There are two methods to installing on concrete, the first is using a polyurethane glue to stick the grass down and the second is one we favour and that is to use concrete screws to fix directly into the concrete/slabs. We lean towards this method because the fixings are immediate and therefore we can stretch the grass using carpet kickers to remove any creases. The fixings can also be removed at a later date whereas the glue is a permanent fix. We cannot use the gluing method in wet conditions either.

In both cases make sure the area is clean and there are no stones or material on the surface that will show in the grass. Lay the grass out and cut in the back edge. If you are using screws then you can fix the back edge, kick out the grass and then cut and fix all of the other edges. If you are gluing then bead the glue along the edge and then use bags of infill sand to weigh the area down while you kick out, cut and glue the other edges. Again using bags to weigh the edges down. You will then have to wait for the glue to set before removing the bags. Please note: for drainage purposes, the lowest edge and therefore direction of water drainage should not be completely glued down. Glue in patches to allow water to run off under the grass.

If the area requires joins then use the same method as above, use fiberglass tape and glue rather than straight to the surface or screwing into the surface. Using the tape will create one large area of grass only fixed at the edges so it allows more room for movement (expansion and contraction in different temperatures).

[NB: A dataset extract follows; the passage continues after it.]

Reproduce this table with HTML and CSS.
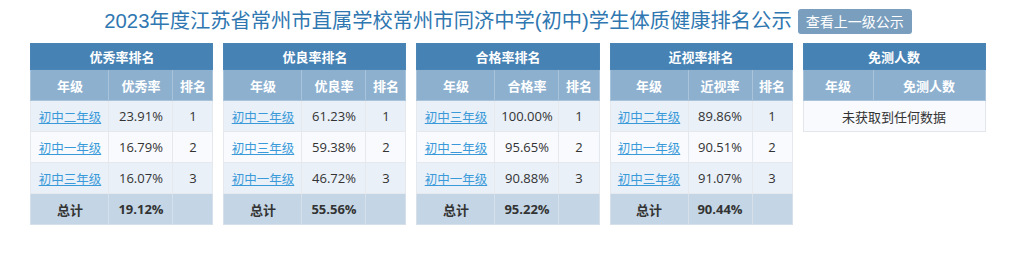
FILE: index.html
```html
<!DOCTYPE html>
<html lang="zh">
<head>
<meta charset="utf-8">
<title>排名公示</title>
<link rel="stylesheet" href="styles.css">
</head>
<body>
<div class="page">
  <div class="head">
    <h1 class="title">2023年度江苏省常州市直属学校常州市同济中学(初中)学生体质健康排名公示</h1>
    <button class="btn">查看上一级公示</button>
  </div>
  <div class="boards">
    <table class="rank">
      <colgroup><col class="c1"><col class="c2"><col class="c3"></colgroup>
      <tr class="cap"><th colspan="3">优秀率排名</th></tr>
      <tr class="sub"><th>年级</th><th>优秀率</th><th>排名</th></tr>
      <tr class="odd"><td><a href="#">初中二年级</a></td><td>23.91%</td><td>1</td></tr>
      <tr class="even"><td><a href="#">初中一年级</a></td><td>16.79%</td><td>2</td></tr>
      <tr class="odd"><td><a href="#">初中三年级</a></td><td>16.07%</td><td>3</td></tr>
      <tr class="total"><td>总计</td><td>19.12%</td><td></td></tr>
    </table>
    <table class="rank">
      <colgroup><col class="c1"><col class="c2"><col class="c3"></colgroup>
      <tr class="cap"><th colspan="3">优良率排名</th></tr>
      <tr class="sub"><th>年级</th><th>优良率</th><th>排名</th></tr>
      <tr class="odd"><td><a href="#">初中二年级</a></td><td>61.23%</td><td>1</td></tr>
      <tr class="even"><td><a href="#">初中三年级</a></td><td>59.38%</td><td>2</td></tr>
      <tr class="odd"><td><a href="#">初中一年级</a></td><td>46.72%</td><td>3</td></tr>
      <tr class="total"><td>总计</td><td>55.56%</td><td></td></tr>
    </table>
    <table class="rank">
      <colgroup><col class="c1"><col class="c2"><col class="c3"></colgroup>
      <tr class="cap"><th colspan="3">合格率排名</th></tr>
      <tr class="sub"><th>年级</th><th>合格率</th><th>排名</th></tr>
      <tr class="odd"><td><a href="#">初中三年级</a></td><td>100.00%</td><td>1</td></tr>
      <tr class="even"><td><a href="#">初中二年级</a></td><td>95.65%</td><td>2</td></tr>
      <tr class="odd"><td><a href="#">初中一年级</a></td><td>90.88%</td><td>3</td></tr>
      <tr class="total"><td>总计</td><td>95.22%</td><td></td></tr>
    </table>
    <table class="rank">
      <colgroup><col class="c1"><col class="c2"><col class="c3"></colgroup>
      <tr class="cap"><th colspan="3">近视率排名</th></tr>
      <tr class="sub"><th>年级</th><th>近视率</th><th>排名</th></tr>
      <tr class="odd"><td><a href="#">初中二年级</a></td><td>89.86%</td><td>1</td></tr>
      <tr class="even"><td><a href="#">初中一年级</a></td><td>90.51%</td><td>2</td></tr>
      <tr class="odd"><td><a href="#">初中三年级</a></td><td>91.07%</td><td>3</td></tr>
      <tr class="total"><td>总计</td><td>90.44%</td><td></td></tr>
    </table>
    <table class="rank">
      <colgroup><col class="d1"><col class="d2"></colgroup>
      <tr class="cap"><th colspan="2">免测人数</th></tr>
      <tr class="sub"><th>年级</th><th>免测人数</th></tr>
      <tr class="empty"><td colspan="2">未获取到任何数据</td></tr>
    </table>
  </div>
</div>
</body>
</html>
```

FILE: styles.css
```css
html, body {
  margin: 0;
  padding: 0;
  background: #ffffff;
}
body {
  font-family: "Open Sans", "Noto Sans CJK SC", sans-serif;
  color: #333333;
  font-size: 13px;
}
.page {
  padding: 9px 8px 0 0;
}
.head {
  display: flex;
  justify-content: center;
  align-items: center;
  gap: 6px;
  height: 25px;
}
.title {
  margin: 0;
  font-family: "Liberation Sans", "Noto Sans CJK SC", sans-serif;
  font-size: 20.3px;
  font-weight: normal;
  color: #2f77b1;
  line-height: 25px;
  white-space: nowrap;
}
.btn {
  height: 25px;
  width: 114px;
  padding: 0;
  border: none;
  border-radius: 3px;
  background: #7a9ebe;
  color: #ffffff;
  font-family: "Noto Sans CJK SC", sans-serif;
  font-size: 14px;
  line-height: 25px;
}
.boards {
  display: flex;
  justify-content: center;
  gap: 10px;
  margin-top: 9px;
}
.rank {
  width: 182px;
  border-collapse: collapse;
  table-layout: fixed;
  align-self: flex-start;
}
.c1 { width: 78px; }
.c2 { width: 64px; }
.c3 { width: 40px; }
.d1 { width: 70px; }
.d2 { width: 112px; }
.rank th, .rank td {
  padding: 0;
  text-align: center;
  border: 1px solid #e5e9ee;
  white-space: nowrap;
}
.cap th {
  height: 25px;
  background: #4682b4;
  color: #ffffff;
  font-weight: bold;
  font-family: "Noto Sans CJK SC", sans-serif;
  font-size: 13px;
  border-color: #4a85b5;
}
.sub th {
  height: 30px;
  background: #8db0cf;
  color: #ffffff;
  font-weight: bold;
  font-family: "Noto Sans CJK SC", sans-serif;
  font-size: 13px;
  border-color: #a9c3da;
}
.rank td {
  height: 30px;
}
.odd td { background: #e9f0f8; }
.even td { background: #f8fafd; }
.total td {
  background: #c4d6e5;
  font-weight: bold;
  border-color: #d5e0ea;
}
.empty td {
  background: #f8fafd;
  border-color: #e3e6ea;
}
.rank a {
  color: #3a9ad9;
  text-decoration: underline;
  font-family: "Noto Sans CJK SC", sans-serif;
  font-size: 12.5px;
}
```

Once the area is fixed and cut into place you can infill the grass with sand and brush it.


Installing artificial grass over a decked area

As long as the deck is in good condition then grass can be placed over the top. If the boards have large gaps between them then the use of an underlay may be required.


The grass can be fixed directly into the deck using 25mm screws and any joins can be fixed into the deck too as the screws can be removed if adjustments need to be made.

Once cut and fixed into place sand infill the grass and the job is complete.